I have discussed joining a liability insurer to a judgment against an insured under Florida Statute s. 627.4136(4). There are situations when this is the strategy that a claimant in the process of obtaining a judgment against an insured wants to pursue. If the insurer is joined to the judgment against the insured than the insurer is precluded from arguing coverage-issues.
Under this statute, however, the motion to join the liability insurer MUST be made prior to or at the time of entry of judgment against the insured; in no case should the motion be filed after the time to file a motion for rehearing expired.

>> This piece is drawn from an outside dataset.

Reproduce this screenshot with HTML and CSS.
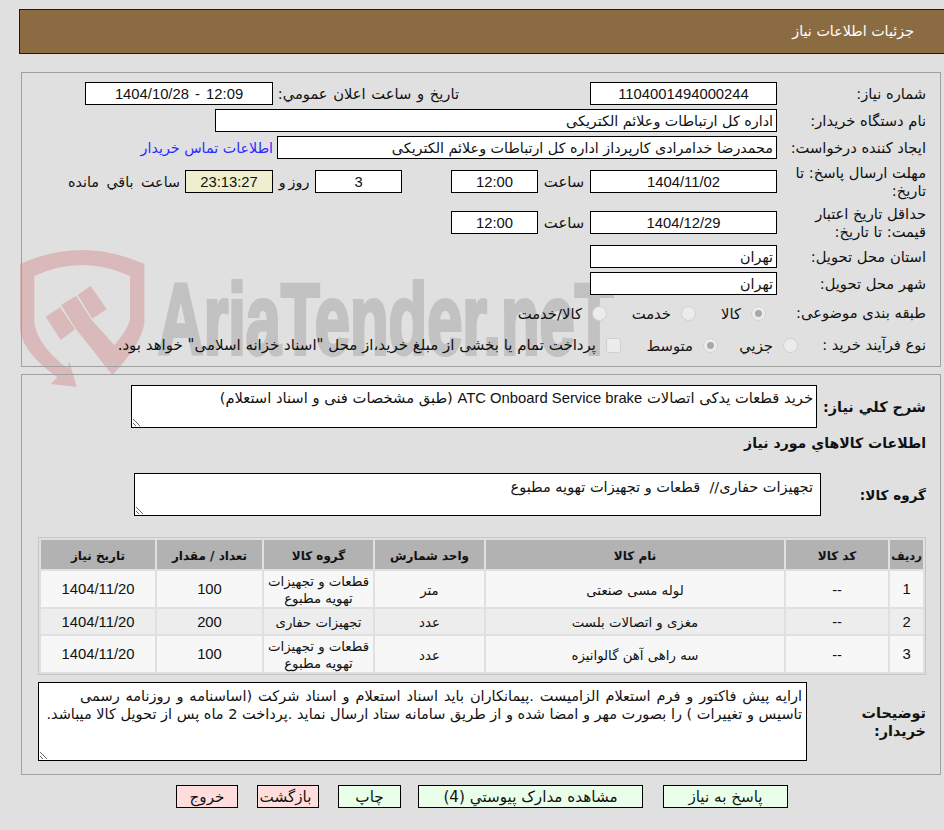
FILE: index.html
```html
<!DOCTYPE html>
<html lang="fa" dir="rtl">
<head>
  <meta charset="UTF-8" />
  <title>جزئیات اطلاعات نیاز</title>
  <link rel="stylesheet" href="styles.css">
</head>
<body>

  <!-- watermark sits behind the panels -->
  <svg class="mark-shield" viewBox="0 0 480 480" aria-hidden="true">
    <path d="M30 72 Q215 -12 403 72 L403 250 Q395 310 308 405 L270 358 Q345 290 360 240 L360 108 Q215 42 73 108 L73 250 Q85 320 172 385 L178 365 L200 440 L122 432 L142 412 Q40 340 30 270 Z"/>
    <path d="M107 230 L150 202 L195 268 L152 300 Z"/>
    <path d="M153 195 L198 168 L245 240 L345 350 L308 405 L198 268 Z"/>
    <path d="M203 165 L242 138 L290 207 L247 236 Z"/>
  </svg>
  <svg class="mark-text" viewBox="0 0 470 120" aria-hidden="true">
    <text x="0" y="82" transform="scale(0.632 1)">AriaTender.neT</text>
  </svg>

  <div class="page-title">جزئیات اطلاعات نیاز</div>

  <div class="panel panel-info">
    <div class="form-grid">
      <div class="lbl">شماره نیاز:</div>
      <div class="field num">1104001494000244</div>
      <div class="lbl-mid">تاریخ و ساعت اعلان عمومي:</div>
      <div class="field num field-pub">1404/10/28 - 12:09</div>

      <div class="lbl">نام دستگاه خریدار:</div>
      <div class="field field-org">اداره کل ارتباطات وعلائم الکتریکی</div>

      <div class="lbl">ایجاد کننده درخواست:</div>
      <div class="creator">
        <div class="field field-creator">محمدرضا خدامرادی کارپرداز اداره کل ارتباطات وعلائم الکتریکی</div>
        <a class="contact" href="#">اطلاعات تماس خریدار</a>
      </div>

      <div class="lbl">مهلت ارسال پاسخ: تا<br>تاریخ:</div>
      <div class="field num">1404/11/02</div>
      <div class="unit">ساعت</div>
      <div class="field num">12:00</div>
      <div></div>
      <div class="field num">3</div>
      <div class="unit unit-days">روز و</div>
      <div class="field num timer">23:13:27</div>
      <div class="remain">ساعت باقي مانده</div>

      <div class="lbl">حداقل تاریخ اعتبار<br>قیمت: تا تاریخ:</div>
      <div class="field num">1404/12/29</div>
      <div class="unit">ساعت</div>
      <div class="field num">12:00</div>

      <div class="lbl">استان محل تحویل:</div>
      <div class="field">تهران</div>

      <div class="lbl">شهر محل تحویل:</div>
      <div class="field">تهران</div>

      <div class="lbl">طبقه بندی موضوعی:</div>
      <div class="options">
        <label class="opt opt-kala"><span class="radio on"></span>کالا</label>
        <label class="opt opt-khedmat"><span class="radio"></span>خدمت</label>
        <label class="opt"><span class="radio"></span>کالا/خدمت</label>
      </div>

      <div class="options purchase">
        <div class="lbl lbl-purchase">نوع فرآیند خرید :</div>
        <label class="opt opt-buy"><span class="radio"></span>جزیي</label>
        <label class="opt opt-buy2"><span class="radio on"></span>متوسط</label>
        <label class="opt opt-pay"><span class="check"></span>پرداخت تمام یا بخشی از مبلغ خرید،از محل "اسناد خزانه اسلامی" خواهد بود.</label>
      </div>
    </div>
  </div>

  <div class="panel panel-goods">
    <div class="memo-row summary-row">
      <div class="lbl-bold">شرح کلي نیاز:</div>
      <div class="memo memo-summary">خرید قطعات یدکی اتصالات <span class="latin">ATC Onboard Service brake</span> (طبق مشخصات فنی و اسناد استعلام)</div>
    </div>

    <h2 class="section">اطلاعات کالاهاي مورد نیاز</h2>

    <div class="memo-row group-row">
      <div class="lbl-bold">گروه کالا:</div>
      <div class="memo memo-group">تجهیزات حفاری//&nbsp; قطعات و تجهیزات تهویه مطبوع</div>
    </div>

    <table class="goods">
      <thead>
        <tr>
          <th class="c-row">ردیف</th>
          <th class="c-code">کد کالا</th>
          <th class="c-name">نام کالا</th>
          <th class="c-unit">واحد شمارش</th>
          <th class="c-group">گروه کالا</th>
          <th class="c-qty">تعداد / مقدار</th>
          <th class="c-date">تاریخ نیاز</th>
        </tr>
      </thead>
      <tbody>
        <tr>
          <td class="num">1</td><td>--</td><td>لوله مسی صنعتی</td><td>متر</td>
          <td>قطعات و تجهیزات تهویه مطبوع</td><td class="num">100</td><td class="num">1404/11/20</td>
        </tr>
        <tr>
          <td class="num">2</td><td>--</td><td>مغزی و اتصالات بلست</td><td>عدد</td>
          <td>تجهیزات حفاری</td><td class="num">200</td><td class="num">1404/11/20</td>
        </tr>
        <tr>
          <td class="num">3</td><td>--</td><td>سه راهی آهن گالوانیزه</td><td>عدد</td>
          <td>قطعات و تجهیزات تهویه مطبوع</td><td class="num">100</td><td class="num">1404/11/20</td>
        </tr>
      </tbody>
    </table>

    <div class="memo-row note-row">
      <div class="lbl-bold lbl-note">توضیحات<br>خریدار:</div>
      <div class="memo memo-note"><span class="note-first">ارایه پیش فاکتور و فرم استعلام الزامیست .پیمانکاران باید اسناد استعلام و اسناد شرکت (اساسنامه و روزنامه رسمی</span><br>تاسیس و تغییرات ) را بصورت مهر و امضا شده و از طریق سامانه ستاد ارسال نماید .پرداخت 2 ماه پس از تحویل کالا میباشد.</div>
    </div>
  </div>

  <div class="actions">
    <button class="btn btn-go btn-reply">پاسخ به نیاز</button>
    <button class="btn btn-go btn-docs">مشاهده مدارک پیوستي (4)</button>
    <button class="btn btn-go btn-print">چاپ</button>
    <button class="btn btn-stop btn-back">بازگشت</button>
    <button class="btn btn-stop">خروج</button>
  </div>

</body>
</html>
```

FILE: styles.css
```css
:root {
  --bg: #e0e0e0;
  --title: #8b6c42;
  --line: #a0a0a0;
  --ink: #111111;
}

body {
  position: relative;
  margin: 0;
  height: 830px;
  overflow: hidden;
  background-color: var(--bg);
  color: var(--ink);
  font-family: "DejaVu Sans", sans-serif;
  font-size: 14.3px;
}

.mark-shield {
  position: absolute;
  left: 10px;
  top: 240px;
  width: 160px;
  height: 160px;
  fill: #d9b9ba;
}

.mark-text {
  position: absolute;
  left: 158px;
  top: 272px;
  width: 470px;
  height: 120px;
  direction: ltr;
  fill: #c2c2c2;
  stroke: #c2c2c2;
  stroke-width: 4px;
  font-family: "Liberation Sans", sans-serif;
  font-weight: bold;
  font-size: 100px;
}

.page-title {
  position: relative;
  box-sizing: border-box;
  height: 45px;
  margin: 9px 0 0 19px;
  padding-right: 30px;
  border: 1px solid #1a1a1a;
  border-right: none;
  background-color: var(--title);
  color: #ffffff;
  font-size: 14.3px;
  line-height: 43px;
}

.panel {
  position: relative;
  box-sizing: border-box;
  width: 920px;
  margin-right: 3px;
  border: 1px solid var(--line);
}

.panel-info {
  height: 295px;
  margin-top: 18px;
  padding: 9px 14px 0 0;
}

.panel-goods {
  height: 401px;
  margin-top: 7px;
  padding: 10px 14px 0 0;
}

.form-grid {
  display: grid;
  grid-template-columns: 149px 187px 52px 87px 49px 87px 42px 88px 1fr;
  grid-template-rows: 23px 23px 23px 37px 37px 23px 23px 28px 28px;
  row-gap: 4px;
  align-items: center;
}

.lbl {
  grid-column: 1;
  font-size: 14.7px;
  line-height: 18px;
  white-space: nowrap;
}

.lbl-mid {
  grid-column: 3 / 8;
  padding-right: 131px;
  font-size: 14.7px;
  word-spacing: 1px;
  white-space: nowrap;
}

.field {
  box-sizing: border-box;
  height: 23px;
  padding: 0 3px;
  border: 1px solid #000000;
  background-color: #ffffff;
  line-height: 22px;
  white-space: nowrap;
  overflow: hidden;
}

.num {
  font-family: "Liberation Sans", sans-serif;
  font-size: 14.8px;
}

.field.num {
  text-align: center;
}

.field-pub {
  grid-column: 8 / -1;
  justify-self: start;
  width: 188px;
  direction: ltr;
  word-spacing: 2px;
}

.field-org {
  grid-column: 2 / -1;
  width: 562px;
}

.creator {
  grid-column: 2 / -1;
  display: flex;
  align-items: center;
  gap: 4px;
}

.field-creator {
  width: 500px;
}

.contact {
  color: #2a2aff;
  text-decoration: none;
  white-space: nowrap;
}

.unit {
  font-size: 14.8px;
  text-align: center;
  white-space: nowrap;
}

.unit-days {
  font-size: 14.3px;
  word-spacing: -1.5px;
}

.timer {
  background-color: #efefd0;
}

.remain {
  padding-right: 5px;
  word-spacing: 3px;
  white-space: nowrap;
}

.options {
  grid-column: 2 / -1;
  display: flex;
  align-items: center;
  padding-right: 11px;
}

.purchase {
  grid-column: 1 / -1;
  padding-right: 0;
}

.lbl-purchase {
  width: 128px;
}

.opt {
  display: flex;
  align-items: center;
  gap: 10px;
  font-size: 14.8px;
  white-space: nowrap;
}

.opt-kala {
  width: 70px;
}

.opt-khedmat {
  width: 89px;
}

.opt-buy {
  width: 80px;
}

.opt-buy2 {
  width: 97px;
}

.opt-pay {
  font-size: 15px;
}

.radio,
.check {
  box-sizing: border-box;
  flex: none;
  width: 15px;
  height: 15px;
  border: 1px solid #d0d0d0;
  border-radius: 50%;
  background-color: #ececec;
}

.radio.on {
  border: 4px solid #ececec;
  outline: 1px solid #d0d0d0;
  outline-offset: -1px;
  background-color: #a8a8a8;
}

.check {
  border-radius: 3px;
}

.memo-row {
  display: flex;
}

.lbl-bold,
.section {
  font-weight: bold;
  font-size: 14.4px;
  white-space: nowrap;
}

.memo {
  box-sizing: border-box;
  padding: 3px 3px;
  border: 1px solid #000000;
  background-color: #ffffff;
  font-size: 14.5px;
  line-height: 18px;
  resize: both;
  overflow: hidden;
}

.latin {
  font-family: "Liberation Sans", sans-serif;
  font-size: 14.8px;
}

.summary-row {
  align-items: center;
  gap: 7px;
}

.summary-row .lbl-bold {
  width: 102px;
}

.memo-summary {
  width: 686px;
  height: 43px;
  font-size: 14.7px;
}

.section {
  margin: 6px 0 0;
  height: 39px;
  font-size: 14.1px;
  line-height: 18px;
}

.group-row {
  align-items: center;
  justify-content: flex-start;
}

.group-row .lbl-bold {
  width: 105px;
  font-size: 13.6px;
}

.memo-group {
  width: 687px;
  height: 43px;
  padding: 4px 7px;
}

.goods {
  width: 888px;
  margin: 21px 0 0;
  border: 1px solid #c6c6c6;
  border-spacing: 2px;
  table-layout: fixed;
}

.goods th,
.goods td {
  box-sizing: border-box;
  padding: 2px 0 0;
  text-align: center;
}

.goods th {
  height: 29px;
  background-color: #b2b2b2;
  font-size: 12px;
}

.goods th.c-row {
  font-size: 11.5px;
}

.goods td {
  height: 36px;
  background-color: #f7f7f7;
  font-size: 13.3px;
  line-height: 17px;
}

.goods td.num {
  padding-top: 1px;
  font-size: 14.8px;
}

.goods tbody tr:nth-child(2) td {
  height: 25px;
  background-color: #ededed;
}

.c-row { width: 33px; }
.c-code { width: 102px; }
.c-name { width: 298px; }
.c-unit { width: 109px; }
.c-group { width: 109px; }
.c-qty { width: 105px; }
.c-date { width: 114px; }

.note-row {
  align-items: center;
  margin-top: 7px;
}

.lbl-note {
  width: 119px;
  line-height: 18px;
}

.memo-note {
  width: 769px;
  height: 79px;
  padding: 4px 4px;
  white-space: nowrap;
}

.note-first {
  word-spacing: 1.3px;
}

.actions {
  position: relative;
  display: flex;
  gap: 19px;
  margin-top: 10px;
  padding-right: 156px;
}

.btn {
  box-sizing: border-box;
  width: 62px;
  height: 23px;
  padding: 0;
  border: 1px solid #000000;
  color: var(--ink);
  font-family: inherit;
  font-size: 15.2px;
}

.btn-go {
  background-color: #eaffea;
}

.btn-stop {
  background-color: #ffdddd;
}

.btn-reply {
  width: 125px;
}

.btn-docs {
  width: 225px;
  margin-right: 1px;
}

.btn-print {
  width: 63px;
  margin-right: -2px;
}

.btn-back {
  padding-right: 5px;
}
```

In a recent case, an owner sued a general contractor for defective construction. The general contractor filed a third-party complaint against an implicated subcontractor. A default judgment was entered against the subcontractor (meaning the subcontractor did not respond to the third-party complaint and the contractor obtained a default and then a monetary default judgment against the subcontractor). The general contractor then instituted proceedings supplementary to join the subcontractor’s commercial general liability insurer as a party to the judgment against the subcontractor. The trial court joined the insurer to the judgment against the subcontractor.
The appellate court reversed. The insurer was not challenging the proceedings supplementary because such proceedings would still allow the insurer to defend itself by arguing that there was no coverage under the insurance policy. Rather, the insurer argued that the motion to join it to the judgment against the insured was untimely. The appellate court agreed since the motion was NOT filed prior to or at the time the entry of judgment against the insured. See Nova Casualty Co. v. Wilson Developers, LLC, 42 Fla. L. Weekly D464c (Fla. 2d DCA 2017).
This opinion is interesting (at least to me) as the appellate decision does not give a wealth of facts. To begin with, it is uncertain why the general contractor moved for a default final judgment against the subcontractor. By doing so, technically, the general contractor was acknowledging liability in that amount to the owner (that sued it) since the general contractor would be liable to the owner for the subcontractor’s work. (In a third-party claim, the general contractor is simply flowing down liability to the subcontractor based on its potential liability to the owner.) Likely, there is more to this from a strategic perspective or there was an agreement worked out with the owner. Also, joining an insurer to a final judgment against an insured is not an easy feat as the insurer has certain safeguards to allow it to argue coverage if it denied coverage or defended the insured under a reservation of rights. The general contractor could have instituted an action against the subcontractor’s insurer as an additional insured (assuming it was an additional insured under the subcontractor’s liability policy) or negotiated a Coblenz Agreement if the default stemmed from the insurer refusing to defend the insured. Like I said, there is probably a lot more to the strategy in this case and the lack of factual details leaves more questions than answers.